● **EXERCISE BRIEF**
State how many lines include "this", giving the number by itself.

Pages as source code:
__________

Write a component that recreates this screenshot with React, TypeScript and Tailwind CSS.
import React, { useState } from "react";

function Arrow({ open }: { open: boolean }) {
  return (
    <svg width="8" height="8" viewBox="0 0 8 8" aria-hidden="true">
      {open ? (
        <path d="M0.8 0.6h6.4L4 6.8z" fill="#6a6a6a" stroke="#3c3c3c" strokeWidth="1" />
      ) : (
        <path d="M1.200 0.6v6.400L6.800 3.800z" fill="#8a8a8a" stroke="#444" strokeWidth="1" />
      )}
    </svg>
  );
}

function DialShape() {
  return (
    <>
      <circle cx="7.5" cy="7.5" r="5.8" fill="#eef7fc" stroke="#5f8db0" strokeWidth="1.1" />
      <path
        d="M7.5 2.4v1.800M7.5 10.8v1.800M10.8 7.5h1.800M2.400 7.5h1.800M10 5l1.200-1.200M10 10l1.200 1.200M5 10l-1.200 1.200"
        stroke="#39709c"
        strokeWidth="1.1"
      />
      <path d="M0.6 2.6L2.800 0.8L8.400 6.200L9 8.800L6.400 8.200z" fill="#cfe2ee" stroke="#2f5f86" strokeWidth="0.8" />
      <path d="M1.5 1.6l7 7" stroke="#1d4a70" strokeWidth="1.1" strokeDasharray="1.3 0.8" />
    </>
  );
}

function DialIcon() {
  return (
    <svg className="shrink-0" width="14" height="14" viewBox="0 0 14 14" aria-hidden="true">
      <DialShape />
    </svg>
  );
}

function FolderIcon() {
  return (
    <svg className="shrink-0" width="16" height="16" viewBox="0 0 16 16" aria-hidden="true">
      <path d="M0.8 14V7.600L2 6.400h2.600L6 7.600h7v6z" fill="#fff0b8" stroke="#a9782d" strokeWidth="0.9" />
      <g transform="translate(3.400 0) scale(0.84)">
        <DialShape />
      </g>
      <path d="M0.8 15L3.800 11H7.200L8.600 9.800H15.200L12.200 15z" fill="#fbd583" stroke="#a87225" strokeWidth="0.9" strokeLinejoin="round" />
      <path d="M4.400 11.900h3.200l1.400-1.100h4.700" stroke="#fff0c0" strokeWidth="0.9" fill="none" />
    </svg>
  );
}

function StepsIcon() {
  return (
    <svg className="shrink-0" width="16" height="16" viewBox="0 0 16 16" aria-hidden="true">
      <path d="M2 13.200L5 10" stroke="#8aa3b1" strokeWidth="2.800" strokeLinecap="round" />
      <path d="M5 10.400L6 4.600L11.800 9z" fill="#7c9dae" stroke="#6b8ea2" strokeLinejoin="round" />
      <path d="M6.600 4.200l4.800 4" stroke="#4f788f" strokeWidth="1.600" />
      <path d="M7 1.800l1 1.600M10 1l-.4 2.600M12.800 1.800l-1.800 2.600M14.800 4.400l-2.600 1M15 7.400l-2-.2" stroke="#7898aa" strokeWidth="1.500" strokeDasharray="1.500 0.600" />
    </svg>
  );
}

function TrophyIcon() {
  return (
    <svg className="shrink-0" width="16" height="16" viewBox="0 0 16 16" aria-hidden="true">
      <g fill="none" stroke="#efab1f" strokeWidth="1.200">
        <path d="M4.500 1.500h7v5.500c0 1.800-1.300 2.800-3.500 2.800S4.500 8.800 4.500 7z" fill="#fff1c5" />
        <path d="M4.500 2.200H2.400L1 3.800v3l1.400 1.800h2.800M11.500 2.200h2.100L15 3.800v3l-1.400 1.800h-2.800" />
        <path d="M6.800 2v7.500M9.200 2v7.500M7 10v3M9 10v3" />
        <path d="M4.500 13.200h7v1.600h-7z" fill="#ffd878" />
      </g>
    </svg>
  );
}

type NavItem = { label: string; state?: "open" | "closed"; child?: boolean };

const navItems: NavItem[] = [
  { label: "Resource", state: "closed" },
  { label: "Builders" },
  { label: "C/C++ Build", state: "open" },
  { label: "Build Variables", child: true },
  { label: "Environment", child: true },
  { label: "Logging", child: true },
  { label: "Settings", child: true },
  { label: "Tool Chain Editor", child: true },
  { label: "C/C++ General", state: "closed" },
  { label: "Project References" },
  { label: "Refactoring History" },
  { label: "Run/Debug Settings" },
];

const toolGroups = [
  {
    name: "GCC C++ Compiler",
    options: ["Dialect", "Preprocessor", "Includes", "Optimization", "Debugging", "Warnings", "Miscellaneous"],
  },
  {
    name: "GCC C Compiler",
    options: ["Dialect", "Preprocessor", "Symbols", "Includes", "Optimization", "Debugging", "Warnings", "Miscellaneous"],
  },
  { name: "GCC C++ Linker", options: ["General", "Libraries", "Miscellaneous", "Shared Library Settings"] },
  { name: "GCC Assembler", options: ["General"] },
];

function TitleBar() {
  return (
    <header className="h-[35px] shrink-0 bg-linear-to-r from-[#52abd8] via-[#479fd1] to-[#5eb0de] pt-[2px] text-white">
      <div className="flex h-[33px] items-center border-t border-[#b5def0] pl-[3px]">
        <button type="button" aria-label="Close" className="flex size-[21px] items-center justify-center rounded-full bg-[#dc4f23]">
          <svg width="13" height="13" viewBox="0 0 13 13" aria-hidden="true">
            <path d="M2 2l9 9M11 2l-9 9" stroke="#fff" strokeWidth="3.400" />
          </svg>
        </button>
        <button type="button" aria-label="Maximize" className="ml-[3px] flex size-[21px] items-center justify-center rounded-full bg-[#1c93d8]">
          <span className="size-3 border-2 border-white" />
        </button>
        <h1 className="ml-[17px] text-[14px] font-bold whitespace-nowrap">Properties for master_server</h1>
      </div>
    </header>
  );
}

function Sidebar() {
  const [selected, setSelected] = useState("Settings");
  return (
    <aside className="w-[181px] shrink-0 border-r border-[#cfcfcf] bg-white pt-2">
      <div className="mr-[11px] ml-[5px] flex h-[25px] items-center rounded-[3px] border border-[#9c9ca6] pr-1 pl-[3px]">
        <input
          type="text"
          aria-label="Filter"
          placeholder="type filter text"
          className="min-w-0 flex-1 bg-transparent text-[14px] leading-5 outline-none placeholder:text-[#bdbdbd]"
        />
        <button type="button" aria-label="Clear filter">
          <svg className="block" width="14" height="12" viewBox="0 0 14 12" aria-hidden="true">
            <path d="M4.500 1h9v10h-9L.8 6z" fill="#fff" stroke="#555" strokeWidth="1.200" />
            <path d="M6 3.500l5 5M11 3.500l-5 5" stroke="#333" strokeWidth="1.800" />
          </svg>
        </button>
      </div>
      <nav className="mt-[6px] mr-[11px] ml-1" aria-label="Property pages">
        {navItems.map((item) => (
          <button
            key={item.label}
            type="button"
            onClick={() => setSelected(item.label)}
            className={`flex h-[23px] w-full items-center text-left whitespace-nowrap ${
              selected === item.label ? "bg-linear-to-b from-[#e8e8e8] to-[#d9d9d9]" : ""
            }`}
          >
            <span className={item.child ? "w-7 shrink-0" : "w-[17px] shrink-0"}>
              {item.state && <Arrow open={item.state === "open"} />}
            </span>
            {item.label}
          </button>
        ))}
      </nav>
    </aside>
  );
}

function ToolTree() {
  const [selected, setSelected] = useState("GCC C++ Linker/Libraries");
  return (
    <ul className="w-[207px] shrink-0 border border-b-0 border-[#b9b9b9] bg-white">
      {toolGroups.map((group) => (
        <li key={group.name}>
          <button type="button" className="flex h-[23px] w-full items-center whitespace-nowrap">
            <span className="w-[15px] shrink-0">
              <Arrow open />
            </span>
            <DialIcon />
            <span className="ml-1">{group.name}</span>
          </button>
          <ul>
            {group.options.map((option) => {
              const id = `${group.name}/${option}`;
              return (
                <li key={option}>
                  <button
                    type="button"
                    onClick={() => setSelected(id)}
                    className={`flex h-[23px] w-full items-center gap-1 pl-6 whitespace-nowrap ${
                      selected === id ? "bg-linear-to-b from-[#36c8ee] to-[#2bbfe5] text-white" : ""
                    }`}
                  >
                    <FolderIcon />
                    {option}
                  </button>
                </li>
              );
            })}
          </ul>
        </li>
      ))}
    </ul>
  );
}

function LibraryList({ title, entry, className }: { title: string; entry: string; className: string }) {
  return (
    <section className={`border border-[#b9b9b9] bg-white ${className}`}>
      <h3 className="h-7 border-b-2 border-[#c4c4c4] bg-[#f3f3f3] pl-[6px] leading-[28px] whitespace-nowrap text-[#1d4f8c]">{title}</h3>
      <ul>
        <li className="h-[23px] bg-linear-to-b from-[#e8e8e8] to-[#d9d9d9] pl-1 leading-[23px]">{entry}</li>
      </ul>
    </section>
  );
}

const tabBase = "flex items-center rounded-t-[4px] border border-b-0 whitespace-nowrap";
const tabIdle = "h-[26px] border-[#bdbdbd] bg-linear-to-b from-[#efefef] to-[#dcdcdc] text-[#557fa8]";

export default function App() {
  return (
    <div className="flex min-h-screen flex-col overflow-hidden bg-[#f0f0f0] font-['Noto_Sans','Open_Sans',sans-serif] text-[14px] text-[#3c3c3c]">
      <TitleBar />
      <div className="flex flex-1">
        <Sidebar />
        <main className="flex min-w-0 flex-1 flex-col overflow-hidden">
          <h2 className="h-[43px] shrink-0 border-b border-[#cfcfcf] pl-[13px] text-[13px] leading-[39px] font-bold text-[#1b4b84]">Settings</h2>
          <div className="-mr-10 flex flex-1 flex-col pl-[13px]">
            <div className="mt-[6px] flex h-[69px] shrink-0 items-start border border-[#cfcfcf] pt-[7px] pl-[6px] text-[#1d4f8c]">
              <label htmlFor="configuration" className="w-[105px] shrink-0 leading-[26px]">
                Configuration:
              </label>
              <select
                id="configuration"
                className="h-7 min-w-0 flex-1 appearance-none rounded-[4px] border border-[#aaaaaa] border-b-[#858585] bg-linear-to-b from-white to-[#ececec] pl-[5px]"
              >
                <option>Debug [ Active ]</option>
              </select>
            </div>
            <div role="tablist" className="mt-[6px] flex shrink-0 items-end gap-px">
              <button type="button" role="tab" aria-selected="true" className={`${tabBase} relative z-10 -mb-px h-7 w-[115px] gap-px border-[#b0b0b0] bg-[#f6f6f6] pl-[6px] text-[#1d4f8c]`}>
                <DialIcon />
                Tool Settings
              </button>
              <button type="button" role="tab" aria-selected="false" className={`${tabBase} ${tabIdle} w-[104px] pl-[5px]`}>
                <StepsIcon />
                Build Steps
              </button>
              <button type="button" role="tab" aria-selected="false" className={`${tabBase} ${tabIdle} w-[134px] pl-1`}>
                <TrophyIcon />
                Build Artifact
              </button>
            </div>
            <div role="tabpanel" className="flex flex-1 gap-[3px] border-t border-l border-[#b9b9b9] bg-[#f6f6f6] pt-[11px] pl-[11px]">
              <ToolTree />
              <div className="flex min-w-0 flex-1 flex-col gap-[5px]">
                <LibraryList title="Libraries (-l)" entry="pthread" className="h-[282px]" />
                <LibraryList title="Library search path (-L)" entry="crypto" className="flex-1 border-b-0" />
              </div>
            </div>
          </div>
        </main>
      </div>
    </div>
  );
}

__________

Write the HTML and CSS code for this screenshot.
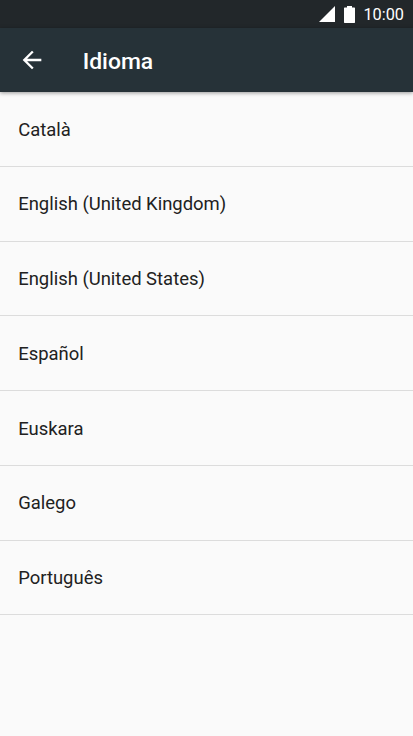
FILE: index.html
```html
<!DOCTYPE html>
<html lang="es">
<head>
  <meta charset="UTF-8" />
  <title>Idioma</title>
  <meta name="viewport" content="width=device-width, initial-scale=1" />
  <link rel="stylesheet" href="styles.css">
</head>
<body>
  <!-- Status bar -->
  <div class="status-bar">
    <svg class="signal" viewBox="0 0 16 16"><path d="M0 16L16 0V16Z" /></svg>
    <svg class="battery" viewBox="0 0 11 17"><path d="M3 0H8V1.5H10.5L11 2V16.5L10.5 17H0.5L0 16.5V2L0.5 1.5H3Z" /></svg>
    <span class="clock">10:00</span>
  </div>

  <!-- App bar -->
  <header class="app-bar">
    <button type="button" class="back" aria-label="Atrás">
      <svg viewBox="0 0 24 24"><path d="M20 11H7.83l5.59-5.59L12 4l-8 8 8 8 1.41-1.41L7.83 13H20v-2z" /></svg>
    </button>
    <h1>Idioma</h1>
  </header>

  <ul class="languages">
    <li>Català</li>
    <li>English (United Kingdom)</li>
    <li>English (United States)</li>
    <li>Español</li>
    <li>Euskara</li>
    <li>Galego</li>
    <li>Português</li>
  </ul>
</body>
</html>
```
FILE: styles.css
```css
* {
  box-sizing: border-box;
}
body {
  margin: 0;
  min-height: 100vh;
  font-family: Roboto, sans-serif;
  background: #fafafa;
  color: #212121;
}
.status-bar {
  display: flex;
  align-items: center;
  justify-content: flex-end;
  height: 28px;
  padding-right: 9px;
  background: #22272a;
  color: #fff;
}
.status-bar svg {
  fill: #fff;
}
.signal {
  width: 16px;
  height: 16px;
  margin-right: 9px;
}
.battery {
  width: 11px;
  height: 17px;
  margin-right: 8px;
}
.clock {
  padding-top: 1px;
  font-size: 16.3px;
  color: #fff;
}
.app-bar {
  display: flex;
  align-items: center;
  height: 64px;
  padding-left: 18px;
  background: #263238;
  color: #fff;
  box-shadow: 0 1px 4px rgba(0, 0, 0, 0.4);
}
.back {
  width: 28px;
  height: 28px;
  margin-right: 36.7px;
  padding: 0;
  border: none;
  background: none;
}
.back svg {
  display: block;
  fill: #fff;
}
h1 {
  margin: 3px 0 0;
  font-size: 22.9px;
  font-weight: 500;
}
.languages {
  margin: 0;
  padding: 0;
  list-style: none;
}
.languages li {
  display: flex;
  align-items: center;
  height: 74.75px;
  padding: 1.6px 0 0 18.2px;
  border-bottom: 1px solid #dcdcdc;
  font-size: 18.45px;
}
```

__________

● **PROBLEM SOLUTION**
2